begin Listed records

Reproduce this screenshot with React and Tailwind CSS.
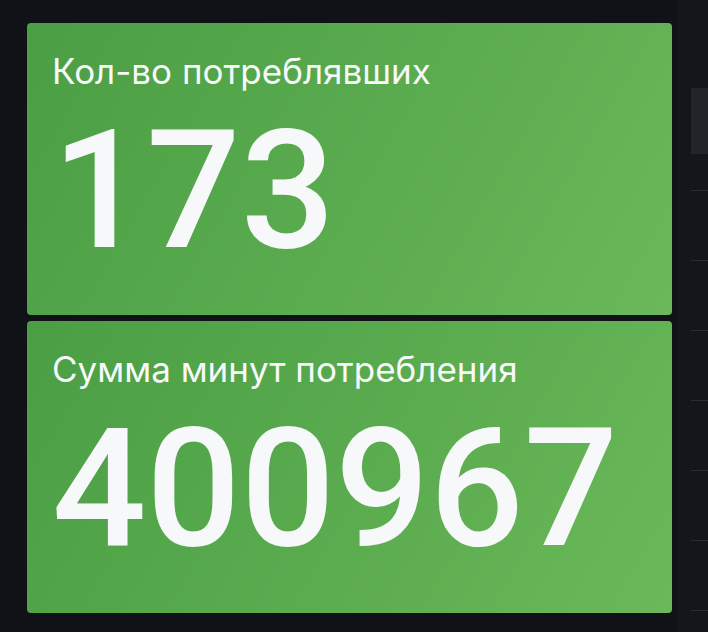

end Listed records
begin Listed records

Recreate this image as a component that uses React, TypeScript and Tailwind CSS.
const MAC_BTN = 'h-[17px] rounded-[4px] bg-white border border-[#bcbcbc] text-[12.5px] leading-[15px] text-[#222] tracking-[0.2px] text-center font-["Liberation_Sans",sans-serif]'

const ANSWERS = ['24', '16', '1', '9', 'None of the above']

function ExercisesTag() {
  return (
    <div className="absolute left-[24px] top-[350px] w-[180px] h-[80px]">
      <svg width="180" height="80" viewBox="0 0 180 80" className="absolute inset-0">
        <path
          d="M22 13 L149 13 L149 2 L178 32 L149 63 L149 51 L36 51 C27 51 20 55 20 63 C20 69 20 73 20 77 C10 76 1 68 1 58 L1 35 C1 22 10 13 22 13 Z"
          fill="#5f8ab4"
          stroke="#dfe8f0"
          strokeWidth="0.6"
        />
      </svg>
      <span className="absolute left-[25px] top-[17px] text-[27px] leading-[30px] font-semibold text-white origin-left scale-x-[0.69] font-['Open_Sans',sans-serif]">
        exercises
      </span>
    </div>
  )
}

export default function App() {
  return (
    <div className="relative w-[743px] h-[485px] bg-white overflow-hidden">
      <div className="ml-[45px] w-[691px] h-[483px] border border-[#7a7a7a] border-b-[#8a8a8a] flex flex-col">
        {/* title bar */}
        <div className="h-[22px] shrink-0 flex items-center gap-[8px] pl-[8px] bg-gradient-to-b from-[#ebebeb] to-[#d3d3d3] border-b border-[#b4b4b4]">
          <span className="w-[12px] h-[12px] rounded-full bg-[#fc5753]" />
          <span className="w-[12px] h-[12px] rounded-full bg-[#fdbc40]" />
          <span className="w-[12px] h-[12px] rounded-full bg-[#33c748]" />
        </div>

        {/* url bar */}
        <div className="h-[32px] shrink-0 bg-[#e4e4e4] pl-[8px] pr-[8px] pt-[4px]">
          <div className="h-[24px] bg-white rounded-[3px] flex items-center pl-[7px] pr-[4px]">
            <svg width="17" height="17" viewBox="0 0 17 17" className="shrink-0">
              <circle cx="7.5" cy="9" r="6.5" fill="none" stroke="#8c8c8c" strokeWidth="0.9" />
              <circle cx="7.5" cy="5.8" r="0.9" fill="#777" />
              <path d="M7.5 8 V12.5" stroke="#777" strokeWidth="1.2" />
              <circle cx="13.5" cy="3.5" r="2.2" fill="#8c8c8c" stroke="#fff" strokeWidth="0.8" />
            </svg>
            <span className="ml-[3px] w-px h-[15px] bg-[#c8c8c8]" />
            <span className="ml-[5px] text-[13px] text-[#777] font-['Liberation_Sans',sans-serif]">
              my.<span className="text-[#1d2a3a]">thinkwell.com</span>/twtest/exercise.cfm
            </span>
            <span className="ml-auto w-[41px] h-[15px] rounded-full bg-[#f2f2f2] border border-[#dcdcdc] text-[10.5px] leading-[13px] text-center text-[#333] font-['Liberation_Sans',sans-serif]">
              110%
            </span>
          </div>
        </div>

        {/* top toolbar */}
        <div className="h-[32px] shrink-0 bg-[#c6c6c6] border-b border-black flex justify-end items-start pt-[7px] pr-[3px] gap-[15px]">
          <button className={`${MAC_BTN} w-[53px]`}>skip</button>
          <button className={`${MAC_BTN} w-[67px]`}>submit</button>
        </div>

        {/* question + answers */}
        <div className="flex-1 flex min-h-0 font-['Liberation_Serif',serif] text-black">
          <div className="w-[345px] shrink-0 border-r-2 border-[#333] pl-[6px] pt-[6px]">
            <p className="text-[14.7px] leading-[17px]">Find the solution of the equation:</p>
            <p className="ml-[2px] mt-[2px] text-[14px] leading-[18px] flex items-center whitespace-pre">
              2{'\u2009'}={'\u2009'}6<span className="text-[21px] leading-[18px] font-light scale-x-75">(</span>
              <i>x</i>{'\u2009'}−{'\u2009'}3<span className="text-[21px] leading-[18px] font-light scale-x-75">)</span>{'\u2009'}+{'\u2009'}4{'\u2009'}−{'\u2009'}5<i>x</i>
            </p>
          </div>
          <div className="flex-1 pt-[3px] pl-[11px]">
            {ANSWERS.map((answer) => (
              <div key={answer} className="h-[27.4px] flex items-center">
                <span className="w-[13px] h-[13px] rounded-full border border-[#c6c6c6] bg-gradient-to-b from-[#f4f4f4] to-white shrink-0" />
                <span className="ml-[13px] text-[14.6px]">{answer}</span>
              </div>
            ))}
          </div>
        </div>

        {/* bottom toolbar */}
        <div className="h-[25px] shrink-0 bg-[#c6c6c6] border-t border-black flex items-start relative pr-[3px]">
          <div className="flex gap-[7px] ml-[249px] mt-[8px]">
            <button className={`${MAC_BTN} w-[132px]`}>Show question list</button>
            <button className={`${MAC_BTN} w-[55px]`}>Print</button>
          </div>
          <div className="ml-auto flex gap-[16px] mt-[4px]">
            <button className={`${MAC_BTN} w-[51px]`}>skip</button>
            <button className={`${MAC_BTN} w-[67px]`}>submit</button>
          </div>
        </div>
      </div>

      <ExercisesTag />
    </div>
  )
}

end Listed records
begin Listed records

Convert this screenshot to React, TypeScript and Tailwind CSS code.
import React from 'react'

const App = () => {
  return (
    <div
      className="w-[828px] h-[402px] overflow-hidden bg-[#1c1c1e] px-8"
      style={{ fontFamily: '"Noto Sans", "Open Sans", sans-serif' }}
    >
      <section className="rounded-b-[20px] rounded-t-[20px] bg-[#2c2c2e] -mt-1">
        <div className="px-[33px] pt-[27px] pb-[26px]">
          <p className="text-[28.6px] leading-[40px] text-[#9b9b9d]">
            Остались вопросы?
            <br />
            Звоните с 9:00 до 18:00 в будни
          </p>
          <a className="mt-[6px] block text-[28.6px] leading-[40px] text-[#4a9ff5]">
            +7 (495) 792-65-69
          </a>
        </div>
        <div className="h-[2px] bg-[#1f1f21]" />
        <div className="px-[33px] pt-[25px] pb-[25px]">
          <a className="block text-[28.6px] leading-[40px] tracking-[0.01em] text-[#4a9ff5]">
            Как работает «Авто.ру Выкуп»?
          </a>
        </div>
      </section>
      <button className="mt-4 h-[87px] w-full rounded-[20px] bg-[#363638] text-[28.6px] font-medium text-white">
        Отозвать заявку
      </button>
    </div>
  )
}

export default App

end Listed records

• What to do
Say how many lines hold the word "this", giving the number and nothing else.

• Written answer
3